== Listed entries ==

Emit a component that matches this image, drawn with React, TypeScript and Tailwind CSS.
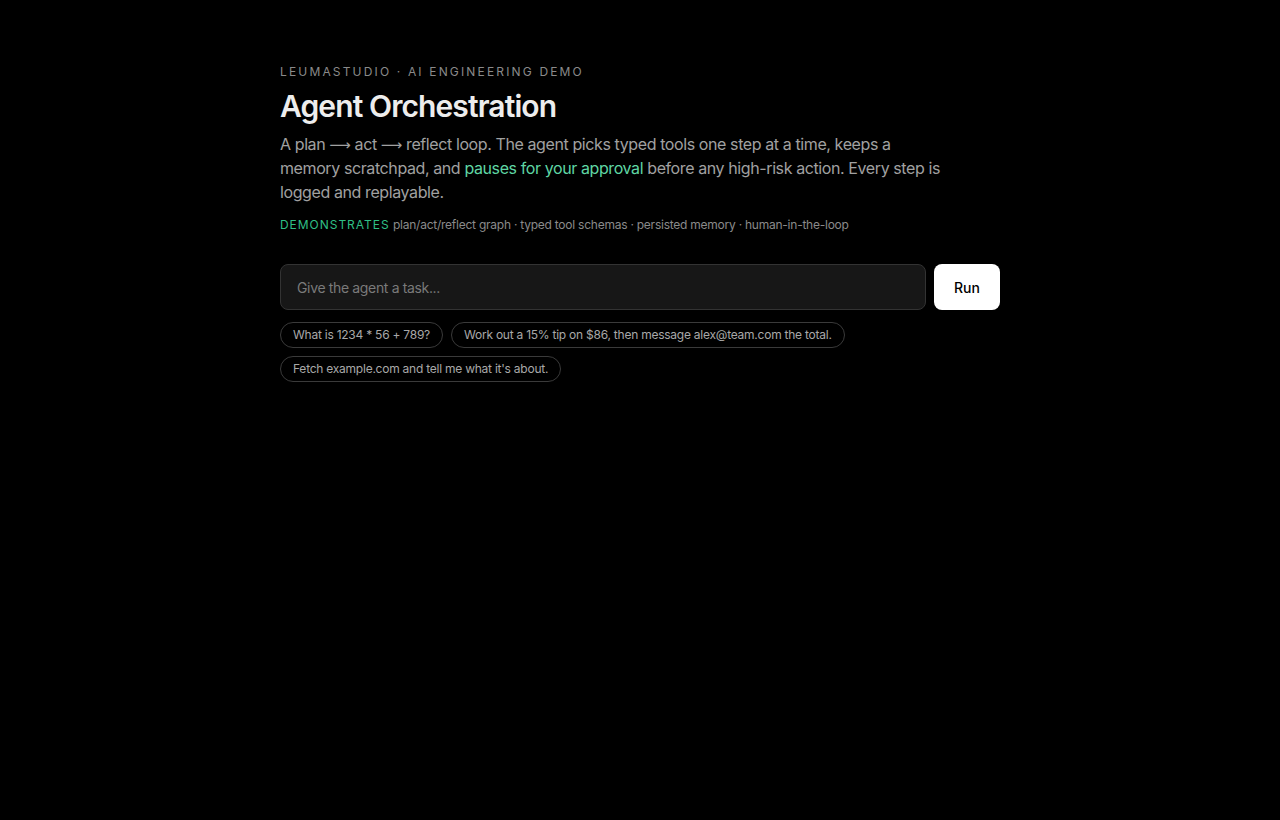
import { useState } from 'react';

const examples = [
  'What is 1234 * 56 + 789?',
  'Work out a 15% tip on $86, then message alex@team.com the total.',
  "Fetch example.com and tell me what it's about.",
];

function Arrow() {
  return (
    <span className="leading-[0] text-[15px]" style={{ fontFamily: '"DejaVu Sans", sans-serif' }}>
      ⟶
    </span>
  );
}

export default function App() {
  const [task, setTask] = useState('');

  return (
    <div
      className="min-h-screen bg-black text-neutral-100"
      style={{ fontFamily: 'Inter, "Noto Sans", sans-serif' }}
    >
      <main className="mx-auto w-[720px] pt-[64px]">
        {/* Header */}
        <p className="text-[12px] leading-[16px] tracking-[0.18em] text-[#8a8a8a]">
          LEUMASTUDIO · AI ENGINEERING DEMO
        </p>
        <h1 className="mt-[7px] text-[30px] leading-[38px] font-semibold tracking-[-0.03em] text-[#ededed]">
          Agent Orchestration
        </h1>
        <p className="mt-[7px] max-w-[672px] text-[16px] leading-[24px] tracking-[-0.025em] text-[#a1a1a1]">
          A plan <Arrow /> act <Arrow /> reflect loop. The agent picks typed tools one step at a
          time, keeps a memory scratchpad, and{' '}
          <span className="text-[#5fd6a4]">pauses for your approval</span> before any high-risk
          action. Every step is logged and replayable.
        </p>
        <p className="mt-[13px] text-[12px] leading-[16px] text-[#8a8a8a]">
          <span className="tracking-[0.08em] text-[#2fbf85]">DEMONSTRATES</span>{' '}
          <span className="tracking-[-0.02em]">
            plan/act/reflect graph · typed tool schemas · persisted memory · human-in-the-loop
          </span>
        </p>

        {/* Task input */}
        <div className="mt-[31px] flex gap-2">
          <input
            value={task}
            onChange={e => setTask(e.target.value)}
            placeholder="Give the agent a task..."
            className="h-[46px] flex-1 rounded-lg border border-[#333333] bg-[#171717] px-4 text-[14px] tracking-[-0.025em] text-neutral-100 placeholder-[#7a7a7a] outline-none"
          />
          <button className="h-[46px] w-[66px] rounded-lg bg-white text-[14px] font-medium text-black">
            Run
          </button>
        </div>

        {/* Example prompts */}
        <div className="mt-[12px] flex flex-wrap gap-2">
          {examples.map(ex => (
            <button
              key={ex}
              onClick={() => setTask(ex)}
              className="h-[26px] rounded-full border border-[#3a3a3a] px-3 text-[12px] tracking-[-0.02em] text-[#a8a8a8]"
            >
              {ex}
            </button>
          ))}
        </div>
      </main>
    </div>
  );
}
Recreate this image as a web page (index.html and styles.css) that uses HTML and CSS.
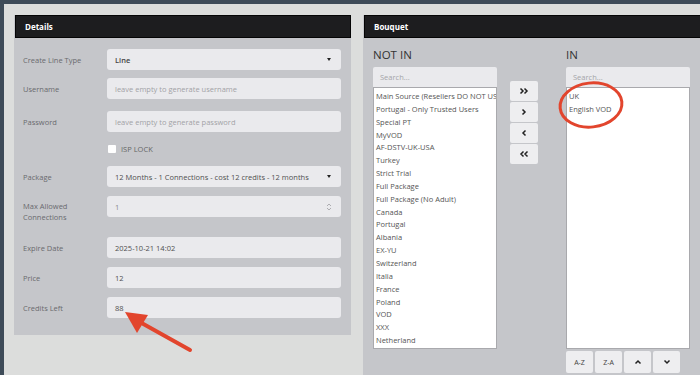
FILE: index.html
```html
<!DOCTYPE html>
<html lang="en">
<head>
    <meta charset="UTF-8">
    <meta name="viewport" content="width=device-width, initial-scale=1.0">
    <title>Add Line</title>
    <link rel="stylesheet" href="styles.css">
</head>
<body>
    <div class="page">
        <div class="card card-details">
            <div class="card-head"><strong>Details</strong></div>
            <div class="card-body">
                <div class="row row-first">
                    <label>Create Line Type</label>
                    <div class="field select"><span class="val strong">Line</span><span class="caret"></span></div>
                </div>
                <div class="row row-wide">
                    <label>Username</label>
                    <div class="field"><span class="ph">leave empty to generate username</span></div>
                </div>
                <div class="row">
                    <label>Password</label>
                    <div class="field"><span class="ph">leave empty to generate password</span></div>
                </div>
                <div class="row row-check">
                    <span></span>
                    <div class="check"><span class="box"></span>ISP LOCK</div>
                </div>
                <div class="row">
                    <label>Package</label>
                    <div class="field select"><span class="val">12 Months - 1 Connections - cost 12 credits - 12 months</span><span class="caret"></span></div>
                </div>
                <div class="row row-tall">
                    <label>Max Allowed<br>Connections</label>
                    <div class="field number"><span class="val light">1</span>
                        <svg class="spin" width="6" height="10" viewBox="0 0 6 10"><path d="M1 4 L3 2 L5 4 M1 6 L3 8 L5 6" fill="none" stroke="#a6a6aa" stroke-width="0.9"/></svg>
                    </div>
                </div>
                <div class="row">
                    <label>Expire Date</label>
                    <div class="field"><span class="val">2025-10-21 14:02</span></div>
                </div>
                <div class="row">
                    <label>Price</label>
                    <div class="field"><span class="val">12</span></div>
                </div>
                <div class="row">
                    <label>Credits Left</label>
                    <div class="field"><span class="val">88</span></div>
                </div>
            </div>
        </div>

        <div class="card card-bouquet">
            <div class="card-head"><strong>Bouquet</strong></div>
            <div class="card-body bouquet">
                <div class="pick">
                    <h3>NOT IN</h3>
                    <div class="search">Search...</div>
                    <ul class="list">
                        <li>Main Source (Resellers DO NOT USE)</li>
                        <li>Portugal - Only Trusted Users</li>
                        <li>Special PT</li>
                        <li>MyVOD</li>
                        <li>AF-DSTV-UK-USA</li>
                        <li>Turkey</li>
                        <li>Strict Trial</li>
                        <li>Full Package</li>
                        <li>Full Package (No Adult)</li>
                        <li>Canada</li>
                        <li>Portugal</li>
                        <li>Albania</li>
                        <li>EX-YU</li>
                        <li>Switzerland</li>
                        <li>Italia</li>
                        <li>France</li>
                        <li>Poland</li>
                        <li>VOD</li>
                        <li>XXX</li>
                        <li>Netherland</li>
                    </ul>
                </div>
                <div class="moves">
                    <button><svg width="10" height="8" viewBox="0 0 10 8"><path d="M1.5 1.5 L4 4 L1.5 6.5 M5.5 1.5 L8 4 L5.5 6.5" fill="none" stroke="#222" stroke-width="1.5"/></svg></button>
                    <button><svg width="10" height="8" viewBox="0 0 10 8"><path d="M3.5 1.5 L6 4 L3.5 6.5" fill="none" stroke="#222" stroke-width="1.5"/></svg></button>
                    <button><svg width="10" height="8" viewBox="0 0 10 8"><path d="M6.5 1.5 L4 4 L6.5 6.5" fill="none" stroke="#222" stroke-width="1.5"/></svg></button>
                    <button><svg width="10" height="8" viewBox="0 0 10 8"><path d="M4.5 1.5 L2 4 L4.5 6.5 M8.5 1.5 L6 4 L8.5 6.5" fill="none" stroke="#222" stroke-width="1.5"/></svg></button>
                </div>
                <div class="pick pick-in">
                    <h3>IN</h3>
                    <div class="search">Search...</div>
                    <ul class="list">
                        <li>UK</li>
                        <li>English VOD</li>
                    </ul>
                    <div class="sorts">
                        <button>A-Z</button>
                        <button>Z-A</button>
                        <button><svg width="8" height="6" viewBox="0 0 8 6"><path d="M1.5 4.5 L4 2 L6.5 4.5" fill="none" stroke="#222" stroke-width="1.5"/></svg></button>
                        <button><svg width="8" height="6" viewBox="0 0 8 6"><path d="M1.5 1.5 L4 4 L6.5 1.5" fill="none" stroke="#222" stroke-width="1.5"/></svg></button>
                    </div>
                </div>
            </div>
        </div>
    </div>

    <svg class="marks" width="700" height="375" viewBox="0 0 700 375">
        <ellipse cx="591" cy="105" rx="31" ry="22" transform="rotate(-6 591 105)" fill="none" stroke="#e2452d" stroke-width="3"/>
        <line x1="190" y1="350" x2="138" y2="321" stroke="#e2452d" stroke-width="4" stroke-linecap="round"/>
        <polygon points="125,312 148,315 137,333" fill="#e2452d"/>
    </svg>
</body>
</html>
```

FILE: styles.css
```css
body { margin: 0; height: 375px; overflow: hidden; background: #dcdddc; border-top: 4px solid #3e4b58; border-left: 4px solid #3e4b58; box-sizing: border-box; font-family: "Open Sans", Arial, sans-serif; font-size: 7.5px; color: #555; position: relative; }
.page { display: flex; gap: 12px; padding: 11px 0 0 10px; }
.card { flex-shrink: 0; background: #c5c6ca; }
.card-details { width: 337px; height: 320px; }
.card-bouquet { width: 345px; height: 360px; }
.card-head { height: 23px; background: #1d1d1f; border: 1px solid #050505; box-sizing: border-box; color: #fff; font-size: 8px; display: flex; align-items: center; padding-left: 9px; margin-left: 1px; }
.card-body { padding: 11px 10px 0 9px; }

.row { display: grid; grid-template-columns: 84px 1fr; align-items: center; min-height: 21px; margin-bottom: 9px; }
.row-first { margin-bottom: 8px; }
.row-wide { margin-bottom: 12px; }
.row-check { min-height: 16px; margin-bottom: 9px; }
.row-tall { align-items: start; height: 32px; }
.row-tall label { padding-top: 5px; line-height: 11px; }
.row label { color: #6a6a6e; font-size: 7.5px; }
.field { height: 21px; background: #eaeaed; border-radius: 3px; display: flex; align-items: center; padding: 0 8px; box-sizing: border-box; }
.field .val { color: #505050; flex: 1; white-space: nowrap; }
.field .val.strong { font-weight: 600; color: #444; }
.field .val.light { color: #8a8a8e; }
.field .ph { color: #a2a2a6; }
.caret { width: 0; height: 0; border-left: 2.5px solid transparent; border-right: 2.5px solid transparent; border-top: 3px solid #222; margin-right: 2px; }
.spin { margin-right: 1px; }
.check { display: flex; align-items: center; gap: 5px; color: #666; padding-left: 1px; }
.check .box { width: 8px; height: 8px; background: #fff; border-radius: 1px; }

.bouquet { display: flex; padding: 8px 0 0 10px; }
.pick { width: 124px; }
.pick-in { margin-left: 28px; }
.pick h3 { margin: 0 0 4px; height: 17px; font-size: 11.5px; font-weight: 400; color: #333; line-height: 18px; }
.search { height: 20px; background: #eaeaed; border-radius: 2px 2px 0 0; color: #a5a5a9; padding-left: 7px; line-height: 20px; }
.list { list-style: none; margin: 0; padding: 2px 0 0 2px; height: 262px; box-sizing: border-box; background: #fff; border: 1px solid #a9a9ad; overflow: hidden; }
.list li { line-height: 12.85px; white-space: nowrap; color: #555; }
.moves { display: flex; flex-direction: column; gap: 1px; margin: 35px 0 0 13px; width: 28px; }
.moves button, .sorts button { border: none; background: #eeeef0; border-radius: 2px; padding: 0; display: flex; align-items: center; justify-content: center; font-family: inherit; }
.moves button { height: 20px; }
.sorts { display: flex; gap: 2px; margin-top: 2px; }
.sorts button { width: 27px; height: 22px; font-size: 7px; color: #444; }
.marks { position: absolute; top: -4px; left: -4px; pointer-events: none; }
```
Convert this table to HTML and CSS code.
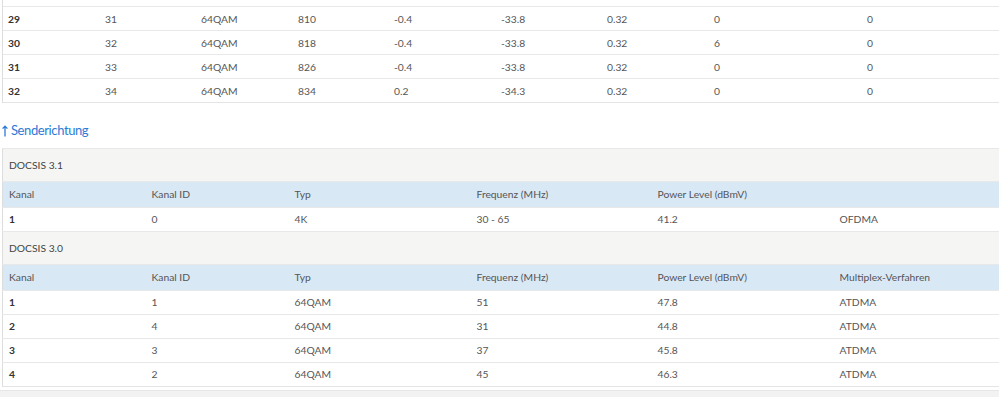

===

Exercise details: Only the lines from the start of the records to the line with "const [task, setTask] = useState('');" belong in the copy. Print them exactly, minus pictures.

Full solution:
Emit a component that matches this image, drawn with React, TypeScript and Tailwind CSS.
import { useState } from 'react';

const examples = [
  'What is 1234 * 56 + 789?',
  'Work out a 15% tip on $86, then message alex@team.com the total.',
  "Fetch example.com and tell me what it's about.",
];

function Arrow() {
  return (
    <span className="leading-[0] text-[15px]" style={{ fontFamily: '"DejaVu Sans", sans-serif' }}>
      ⟶
    </span>
  );
}

export default function App() {
  const [task, setTask] = useState('');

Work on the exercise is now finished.